#### Records shown ####

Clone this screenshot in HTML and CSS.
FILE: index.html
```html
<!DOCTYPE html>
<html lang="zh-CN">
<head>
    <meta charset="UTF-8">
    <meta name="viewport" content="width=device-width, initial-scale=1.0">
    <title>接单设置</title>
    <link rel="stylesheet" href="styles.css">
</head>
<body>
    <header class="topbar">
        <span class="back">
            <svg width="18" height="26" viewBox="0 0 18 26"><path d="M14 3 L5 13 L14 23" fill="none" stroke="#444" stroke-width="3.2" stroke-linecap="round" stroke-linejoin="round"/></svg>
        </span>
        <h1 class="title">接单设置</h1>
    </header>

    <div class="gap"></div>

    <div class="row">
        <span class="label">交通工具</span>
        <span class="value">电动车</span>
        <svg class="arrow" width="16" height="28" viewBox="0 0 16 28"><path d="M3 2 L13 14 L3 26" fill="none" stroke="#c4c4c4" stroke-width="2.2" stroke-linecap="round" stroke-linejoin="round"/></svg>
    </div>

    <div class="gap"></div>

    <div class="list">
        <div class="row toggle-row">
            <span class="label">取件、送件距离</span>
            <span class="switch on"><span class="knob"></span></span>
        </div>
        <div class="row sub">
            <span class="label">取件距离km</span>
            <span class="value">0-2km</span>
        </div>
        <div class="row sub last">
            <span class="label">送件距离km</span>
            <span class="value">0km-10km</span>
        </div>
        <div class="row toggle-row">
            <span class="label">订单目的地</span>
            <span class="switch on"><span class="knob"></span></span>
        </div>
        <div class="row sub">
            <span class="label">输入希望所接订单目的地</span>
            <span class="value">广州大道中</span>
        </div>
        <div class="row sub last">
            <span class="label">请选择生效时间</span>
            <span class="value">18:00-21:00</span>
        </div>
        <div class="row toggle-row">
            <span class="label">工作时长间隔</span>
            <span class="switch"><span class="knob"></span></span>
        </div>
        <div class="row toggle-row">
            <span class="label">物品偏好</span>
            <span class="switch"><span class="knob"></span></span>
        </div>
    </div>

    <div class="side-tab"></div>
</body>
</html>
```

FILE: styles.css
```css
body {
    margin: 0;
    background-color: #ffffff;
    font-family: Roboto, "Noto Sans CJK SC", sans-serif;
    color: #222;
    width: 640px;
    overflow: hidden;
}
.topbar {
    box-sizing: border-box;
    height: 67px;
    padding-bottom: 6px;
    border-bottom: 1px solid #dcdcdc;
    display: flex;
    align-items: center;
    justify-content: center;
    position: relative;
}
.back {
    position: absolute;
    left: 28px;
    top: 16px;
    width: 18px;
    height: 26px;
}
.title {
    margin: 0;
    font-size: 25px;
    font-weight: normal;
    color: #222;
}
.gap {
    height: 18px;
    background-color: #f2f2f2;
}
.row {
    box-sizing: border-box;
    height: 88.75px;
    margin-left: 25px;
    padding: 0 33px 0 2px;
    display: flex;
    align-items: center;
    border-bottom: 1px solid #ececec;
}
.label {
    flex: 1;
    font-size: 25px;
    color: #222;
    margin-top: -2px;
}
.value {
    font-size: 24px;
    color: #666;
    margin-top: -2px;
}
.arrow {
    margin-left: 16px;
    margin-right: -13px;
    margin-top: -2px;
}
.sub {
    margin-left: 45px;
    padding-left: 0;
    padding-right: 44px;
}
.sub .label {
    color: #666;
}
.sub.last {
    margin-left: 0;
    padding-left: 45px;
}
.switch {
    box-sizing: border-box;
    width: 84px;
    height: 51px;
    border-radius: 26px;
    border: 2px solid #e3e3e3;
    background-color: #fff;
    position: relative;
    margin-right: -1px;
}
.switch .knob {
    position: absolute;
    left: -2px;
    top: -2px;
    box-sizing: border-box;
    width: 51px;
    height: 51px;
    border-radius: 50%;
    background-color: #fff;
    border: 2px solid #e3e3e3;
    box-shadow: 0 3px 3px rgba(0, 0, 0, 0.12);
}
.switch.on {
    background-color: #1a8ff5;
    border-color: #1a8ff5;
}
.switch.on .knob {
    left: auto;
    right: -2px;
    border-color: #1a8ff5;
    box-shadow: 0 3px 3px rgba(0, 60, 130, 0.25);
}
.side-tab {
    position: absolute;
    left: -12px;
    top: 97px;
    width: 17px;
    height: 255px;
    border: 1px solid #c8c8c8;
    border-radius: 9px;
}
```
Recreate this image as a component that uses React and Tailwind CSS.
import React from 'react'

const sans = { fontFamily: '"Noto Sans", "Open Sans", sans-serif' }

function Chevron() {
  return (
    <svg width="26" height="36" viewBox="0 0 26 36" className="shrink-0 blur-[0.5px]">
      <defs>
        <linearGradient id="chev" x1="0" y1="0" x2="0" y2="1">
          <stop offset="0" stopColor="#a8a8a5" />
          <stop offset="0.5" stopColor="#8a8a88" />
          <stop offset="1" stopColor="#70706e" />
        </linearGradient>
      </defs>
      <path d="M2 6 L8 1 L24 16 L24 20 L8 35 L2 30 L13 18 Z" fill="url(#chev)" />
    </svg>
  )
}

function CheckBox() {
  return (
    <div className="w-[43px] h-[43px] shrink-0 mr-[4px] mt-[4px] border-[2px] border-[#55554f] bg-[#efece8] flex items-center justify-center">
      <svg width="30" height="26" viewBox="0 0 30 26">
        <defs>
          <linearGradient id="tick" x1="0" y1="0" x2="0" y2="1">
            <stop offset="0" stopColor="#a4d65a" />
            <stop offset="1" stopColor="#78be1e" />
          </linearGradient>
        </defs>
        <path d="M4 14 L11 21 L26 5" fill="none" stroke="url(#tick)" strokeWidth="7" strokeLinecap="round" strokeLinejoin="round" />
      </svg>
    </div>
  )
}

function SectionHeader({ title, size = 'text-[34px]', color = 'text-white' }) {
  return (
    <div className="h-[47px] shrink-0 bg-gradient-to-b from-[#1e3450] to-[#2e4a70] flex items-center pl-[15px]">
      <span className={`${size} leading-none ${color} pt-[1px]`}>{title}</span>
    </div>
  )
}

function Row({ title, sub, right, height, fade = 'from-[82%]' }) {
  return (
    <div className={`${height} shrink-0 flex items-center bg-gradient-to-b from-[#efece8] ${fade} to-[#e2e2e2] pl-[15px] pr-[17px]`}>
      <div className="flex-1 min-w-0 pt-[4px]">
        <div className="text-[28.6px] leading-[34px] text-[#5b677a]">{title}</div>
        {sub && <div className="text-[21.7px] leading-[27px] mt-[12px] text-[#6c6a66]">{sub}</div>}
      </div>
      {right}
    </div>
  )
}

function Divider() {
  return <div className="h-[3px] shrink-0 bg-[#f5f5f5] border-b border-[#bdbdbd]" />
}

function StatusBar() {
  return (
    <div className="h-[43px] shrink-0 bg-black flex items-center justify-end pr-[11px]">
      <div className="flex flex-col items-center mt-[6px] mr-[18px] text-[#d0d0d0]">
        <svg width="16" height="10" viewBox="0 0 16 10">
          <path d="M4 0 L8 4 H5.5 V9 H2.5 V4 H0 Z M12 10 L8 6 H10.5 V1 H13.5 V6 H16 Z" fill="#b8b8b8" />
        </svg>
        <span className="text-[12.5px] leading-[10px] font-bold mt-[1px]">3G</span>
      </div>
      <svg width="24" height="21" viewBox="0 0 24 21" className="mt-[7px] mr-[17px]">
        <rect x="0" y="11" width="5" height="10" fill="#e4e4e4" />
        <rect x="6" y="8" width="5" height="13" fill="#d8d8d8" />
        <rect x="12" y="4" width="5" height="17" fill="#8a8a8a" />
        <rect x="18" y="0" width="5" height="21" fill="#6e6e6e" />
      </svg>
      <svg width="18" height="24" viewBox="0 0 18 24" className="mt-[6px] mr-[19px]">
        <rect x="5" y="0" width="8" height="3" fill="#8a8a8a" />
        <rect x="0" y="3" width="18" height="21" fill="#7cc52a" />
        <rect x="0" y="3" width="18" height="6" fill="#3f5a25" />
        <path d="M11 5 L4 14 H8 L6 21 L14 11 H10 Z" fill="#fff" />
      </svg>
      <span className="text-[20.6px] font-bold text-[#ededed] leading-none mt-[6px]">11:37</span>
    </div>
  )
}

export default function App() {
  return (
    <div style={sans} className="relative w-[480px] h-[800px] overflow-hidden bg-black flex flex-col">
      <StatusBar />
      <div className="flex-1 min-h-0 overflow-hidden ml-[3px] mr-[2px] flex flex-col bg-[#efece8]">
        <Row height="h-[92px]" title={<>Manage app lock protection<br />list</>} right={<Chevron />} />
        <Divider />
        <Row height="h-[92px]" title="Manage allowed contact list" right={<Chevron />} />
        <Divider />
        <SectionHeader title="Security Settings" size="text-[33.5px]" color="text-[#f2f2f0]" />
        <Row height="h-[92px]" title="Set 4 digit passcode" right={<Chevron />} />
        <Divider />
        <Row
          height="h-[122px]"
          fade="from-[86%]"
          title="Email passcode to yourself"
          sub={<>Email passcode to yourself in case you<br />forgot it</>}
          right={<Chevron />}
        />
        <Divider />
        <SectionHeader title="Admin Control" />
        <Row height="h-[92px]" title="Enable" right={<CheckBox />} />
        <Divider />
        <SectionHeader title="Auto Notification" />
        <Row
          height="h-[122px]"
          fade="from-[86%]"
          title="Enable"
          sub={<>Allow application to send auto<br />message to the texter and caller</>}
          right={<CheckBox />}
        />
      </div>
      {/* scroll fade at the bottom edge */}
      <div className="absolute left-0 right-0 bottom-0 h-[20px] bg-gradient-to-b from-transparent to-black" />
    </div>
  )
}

####

## Exercise requirements:
Which lines of the material contain the string "React"? List each of them.

## Result for this task:
Recreate this image as a component that uses React and Tailwind CSS.
import React from 'react'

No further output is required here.